Every time one party is unable to understand the language and the linguistic intricacies of the other, that party stands at a disadvantage.
Assuming everyone can, should or will speak English is an admission of national ineffectiveness.
This week is Chinese Language Week, and a good time to think about studying languages.
The Chinese Language Week Trust was established 10 years ago to highlight the importance for New Zealand of being able to communicate at all levels with the then-most-populous nation in our region, and with the fastest-growing community in New Zealand.
This is not a question of promoting Mandarin over Cantonese or any other Chinese language.
The importance of building and preserving language skills applies to all parts of the Chinese linguistic spectrum. Cantonese has a heritage status as the language of the longest-standing part of New Zealand’s Chinese community, and for that reason, if no other, it needs to be preserved.
Engaging with China or its people at a government, business or personal level will inevitably require skills in Mandarin.
Yet our universities are cutting back on Chinese teaching (and not sustaining the research strength to teach more broadly about Chinese matters). Numbers studying Chinese at school nose-dived during Covid and have proven slow in picking up again.
Study of Chinese implies no sympathy for or judgment on the government of China. Its study gives an insight into one of the world’s oldest and greatest civilisations.
It is both a self-interested statement on the importance to us of our largest trading party, and also a recognition of the importance of New Zealand’s own Chinese community.
The vision of the New Zealand Chinese Language Trust is for New Zealand to build and sustain a core of Chinese language competence across our society.
That must start in our schools and it must have the support of Government, community and parents.
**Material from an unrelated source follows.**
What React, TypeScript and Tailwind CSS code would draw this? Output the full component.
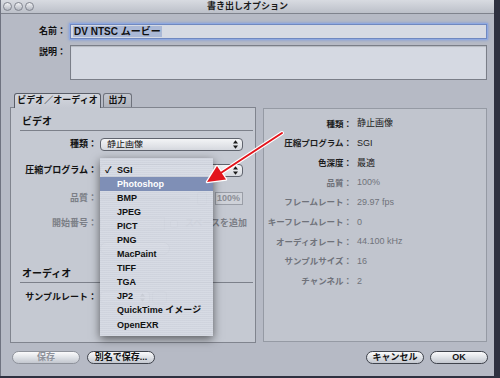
import React from "react";

function Arrows() {
  return (
    <svg width="5" height="9" viewBox="0 0 5 9" className="shrink-0">
      <path d="M2.5 0.3 L5 3.6 L0 3.6 Z" fill="#1a1a1a" />
      <path d="M2.5 8.7 L5 5.4 L0 5.4 Z" fill="#1a1a1a" />
    </svg>
  );
}

function Popup({ width, text, dim }: { width: string; text: string; dim?: boolean }) {
  return (
    <div
      className={`${width} h-[13px] rounded-[4px] border ${dim ? "border-[#9a9ea7] text-[#8a8d94]" : "border-[#60646e] text-[#111]"} bg-gradient-to-b from-[#f3f4f6] to-[#d6d9df] flex items-center pl-[6px] pr-[4px] text-[9px] leading-none`}
    >
      <span className="flex-1 truncate">{text}</span>
      <Arrows />
    </div>
  );
}

function Pill({ width, text, dim }: { width: string; text: string; dim?: boolean }) {
  return (
    <div
      className={`${width} h-[13px] rounded-full border ${dim ? "border-[#8e929b] text-[#8e929b]" : "border-[#3f434c] text-[#111]"} bg-gradient-to-b from-[#fbfbfc] via-[#dfe2e7] to-[#c3c7cf] flex items-center justify-center text-[9px] leading-none font-bold whitespace-nowrap`}
    >
      {text}
    </div>
  );
}

const menuItems = [
  "SGI",
  "Photoshop",
  "BMP",
  "JPEG",
  "PICT",
  "PNG",
  "MacPaint",
  "TIFF",
  "TGA",
  "JP2",
  "QuickTime イメージ",
  "OpenEXR",
];

const infoRows: { label: string; value: string; dark: boolean }[] = [
  { label: "種類：", value: "静止画像", dark: true },
  { label: "圧縮プログラム：", value: "SGI", dark: true },
  { label: "色深度：", value: "最適", dark: true },
  { label: "品質：", value: "100%", dark: false },
  { label: "フレームレート：", value: "29.97 fps", dark: false },
  { label: "キーフレームレート：", value: "0", dark: false },
  { label: "オーディオレート：", value: "44.100 kHz", dark: false },
  { label: "サンプルサイズ：", value: "16", dark: false },
  { label: "チャンネル：", value: "2", dark: false },
];

export default function App() {
  return (
    <div className="w-[500px] h-[378px] bg-[#2e3140] flex overflow-hidden font-['Liberation_Sans','Noto_Sans_CJK_JP',sans-serif] text-[#111]">
      <div className="relative w-[494px] h-[376px] bg-[#b6bac5] flex flex-col border-l border-[#6f7380]">
        {/* title bar */}
        <div className="h-[14px] shrink-0 flex items-center bg-gradient-to-b from-[#d8dbe1] to-[#bcc0c9] border-b border-[#7f838d]">
          <div className="w-[36px] flex gap-[2px] pl-[2px]">
            <div className="w-[9px] h-[9px] rounded-full border border-[#80848e] bg-gradient-to-b from-[#f2f3f5] to-[#b3b7c0]" />
            <div className="w-[9px] h-[9px] rounded-full border border-[#80848e] bg-gradient-to-b from-[#f2f3f5] to-[#b3b7c0]" />
            <div className="w-[9px] h-[9px] rounded-full border border-[#80848e] bg-gradient-to-b from-[#f2f3f5] to-[#b3b7c0]" />
          </div>
          <div className="flex-1 text-center text-[9px] font-bold leading-none text-[#1a1a1a]">書き出しオプション</div>
          <div className="w-[36px]" />
        </div>

        {/* name */}
        <div className="mt-[10px] flex items-center h-[15px]">
          <div className="w-[65px] text-right text-[9px] font-bold leading-none">名前：</div>
          <div className="ml-[4px] mr-[7px] flex-1 h-[15px] border border-[#6f88c0] bg-[#d6dae3] shadow-[0_0_0_1px_#8fa9e0,0_0_3px_1px_#7d9ad8] flex items-center pl-[2px]">
            <span className="bg-[#aab8d6] px-[1px] text-[10px] font-bold leading-[11px]">DV NTSC ムービー</span>
          </div>
        </div>

        {/* description */}
        <div className="mt-[6px] flex h-[35px]">
          <div className="w-[65px] text-right text-[9px] font-bold leading-none pt-[3px]">説明：</div>
          <div className="ml-[4px] mr-[7px] flex-1 h-[35px] border border-[#7a7e88] bg-[#d5d9e2] shadow-[inset_0_1px_1px_rgba(0,0,0,0.15)]" />
        </div>

        {/* tabs */}
        <div className="mt-[12px] h-[15px] flex items-end pl-[13px] gap-[2px] relative z-10">
          <div className="w-[87px] h-[15px] rounded-t-[3px] border border-b-0 border-[#5a5e68] bg-gradient-to-b from-[#d4d7de] to-[#c5c9d2] flex items-center justify-center text-[9px] font-bold leading-none -mb-px pb-px">
            ビデオ／オーディオ
          </div>
          <div className="w-[29px] h-[14px] rounded-t-[3px] border border-b-0 border-[#6e727c] bg-gradient-to-b from-[#c3c7cf] to-[#aeb2bc] flex items-center justify-center text-[9px] font-bold leading-none">
            出力
          </div>
        </div>

        {/* panels */}
        <div className="h-[236px] flex pl-[9px]">
          {/* left panel */}
          <div className="w-[246px] h-[236px] border border-[#80848e] bg-[#c5c9d2] pl-[9px] pr-[2px] flex flex-col">
            <div className="mt-[6px] h-[17px] border-b border-[#7c808a] pl-[2px] text-[10px] font-bold leading-[16px]">ビデオ</div>

            <div className="mt-[7px] h-[13px] flex items-center">
              <div className="w-[77px] text-right text-[9px] font-bold leading-none">種類：</div>
              <div className="ml-[3px]"><Popup width="w-[143px]" text="静止画像" /></div>
            </div>

            <div className="mt-[13px] h-[13px] flex items-center">
              <div className="w-[77px] text-right text-[9px] font-bold leading-none whitespace-nowrap">圧縮プログラム：</div>
              <div className="ml-[3px]"><Popup width="w-[143px]" text="" /></div>
            </div>

            <div className="mt-[15px] h-[13px] flex items-center">
              <div className="w-[77px] text-right text-[9px] font-bold leading-none text-[#7b7e86]">品質：</div>
              <div className="ml-[3px] w-[90px] h-[3px] rounded-full bg-[#9da1aa]" />
              <div className="ml-[7px] w-[10px] h-[13px] border border-[#9da1aa] rounded-[2px]" />
              <div className="ml-[8px] w-[28px] h-[13px] border border-[#9a9ea7] bg-[#cfd2d9] text-right pr-[2px] text-[9px] font-bold leading-[11px] text-[#8b8e95]">100%</div>
            </div>

            <div className="mt-[12px] h-[13px] flex items-center">
              <div className="w-[77px] text-right text-[9px] font-bold leading-none text-[#7b7e86]">開始番号：</div>
              <div className="ml-[3px] w-[65px] h-[13px] border border-[#9a9ea7] bg-[#cfd2d9]" />
              <div className="ml-[5px] w-[8px] h-[8px] border border-[#9a9ea7] rounded-[2px] bg-[#d8dbe1]" />
              <div className="ml-[7px] text-[9px] font-bold leading-none text-[#7b7e86] whitespace-nowrap">スペースを追加</div>
            </div>

            <div className="mt-[12px] h-[13px] flex items-center">
              <div className="ml-[80px]"><Pill width="w-[70px]" text="" dim /></div>
            </div>

            <div className="mt-[11px] h-[17px] border-b border-[#7c808a] pl-[2px] text-[10px] font-bold leading-[16px]">オーディオ</div>

            <div className="mt-[8px] h-[13px] flex items-center">
              <div className="w-[77px] text-right text-[9px] font-bold leading-none whitespace-nowrap">サンプルレート：</div>
              <div className="ml-[3px]"><Popup width="w-[50px]" text="" dim /></div>
              <div className="ml-[2px] w-[15px] h-[13px] border border-[#9a9ea7] rounded-[3px]" />
            </div>
          </div>

          {/* right panel */}
          <div className="ml-[7px] mt-[1px] w-[224px] h-[234px] border border-[#959aa4] bg-[#c1c5ce] pt-[5px] flex flex-col">
            {infoRows.map((r) => (
              <div key={r.label} className="h-[19.7px] flex items-center leading-none">
                <div className={`w-[88px] text-right font-bold whitespace-nowrap text-[8.5px] ${r.dark ? "text-[#1c1c1c]" : "text-[#6f727a]"}`}>{r.label}</div>
                <div className={`ml-[5px] text-[9px] ${r.dark ? "text-[#222]" : "text-[#70737b]"}`}>{r.value}</div>
              </div>
            ))}
          </div>
        </div>

        {/* buttons */}
        <div className="mt-[8px] h-[13px] flex items-center pl-[11px] pr-[6px]">
          <Pill width="w-[68px]" text="保存" dim />
          <div className="ml-[7px]"><Pill width="w-[68px]" text="別名で保存..." /></div>
          <div className="flex-1" />
          <Pill width="w-[58px]" text="キャンセル" />
          <div className="ml-[6px]"><Pill width="w-[58px]" text="OK" /></div>
        </div>

        {/* popup menu */}
        <div className="absolute left-[99px] top-[158px] w-[113px] h-[178px] pt-[5px] bg-[repeating-linear-gradient(0deg,rgba(216,220,229,0.94)_0px,rgba(216,220,229,0.94)_1px,rgba(208,212,222,0.94)_1px,rgba(208,212,222,0.94)_2px)] shadow-[0_3px_9px_rgba(0,0,0,0.55)] flex flex-col">
          {menuItems.map((m, i) => (
            <div
              key={m}
              className={`h-[14.1px] flex items-center text-[9px] font-bold leading-none whitespace-nowrap ${i === 1 ? "bg-[#7f8fb6] text-white" : "text-[#111]"}`}
            >
              <span className="w-[17px] pl-[5px] text-[9px]">{i === 0 ? "✓" : ""}</span>
              <span>{m}</span>
            </div>
          ))}
        </div>

        {/* red arrow */}
        <svg className="absolute left-[-1px] top-0 pointer-events-none" width="494" height="376" viewBox="0 0 494 376">
          <line x1="282" y1="133" x2="220" y2="173.5" stroke="#ffffff" strokeWidth="4" strokeLinecap="round" />
          <polygon points="207,182 226,179.5 217,166" fill="#ffffff" stroke="#ffffff" strokeWidth="2.5" strokeLinejoin="round" />
          <line x1="282" y1="133" x2="220" y2="173.5" stroke="#e3141c" strokeWidth="2" strokeLinecap="round" />
          <polygon points="207,182 226,179.5 217,166" fill="#e3141c" />
        </svg>
      </div>
    </div>
  );
}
It does not require everyone in New Zealand to be China-literate. But it does require an environment where such skills are valued and promoted.
We cannot expect to set the terms of how we engage with China. Chinese, not English, is China’s preferred language of government, diplomacy and trade.
Chinese tourists, a pillar of our tourism industry, will increasingly expect us to cater for their interests, including through having a hospitality sector that demonstrates language capability.
At a government level, the Ministry of Foreign Affairs and Trade has been training Chinese linguists for over 50 years.
It is a commitment that nationally is still seriously under-valued and under-emulated. Zespri’s lead in having superbly competent bilingual Kiwis in its China office is a rarity when it should be the rule.
The trend to monolingualism, which our numbers of students studying foreign languages (and not just Chinese) reflects, would be incomprehensible in Europe. And, for that matter, in China.
Our long-term self-interest suggests we should be thinking and acting similarly.
Tony Browne was New Zealand’s ambassador in Beijing in 2004-2009. MFAT sent him to Hong Kong in 1973 to study Chinese. Paul Clark is a professor of Chinese at the University of Auckland. He was one of the first group of NZ students to study in Beijing in 1974-1976 on an official scheme that continues today. Both are trustees of the NZ Chinese Language Week Charitable Trust.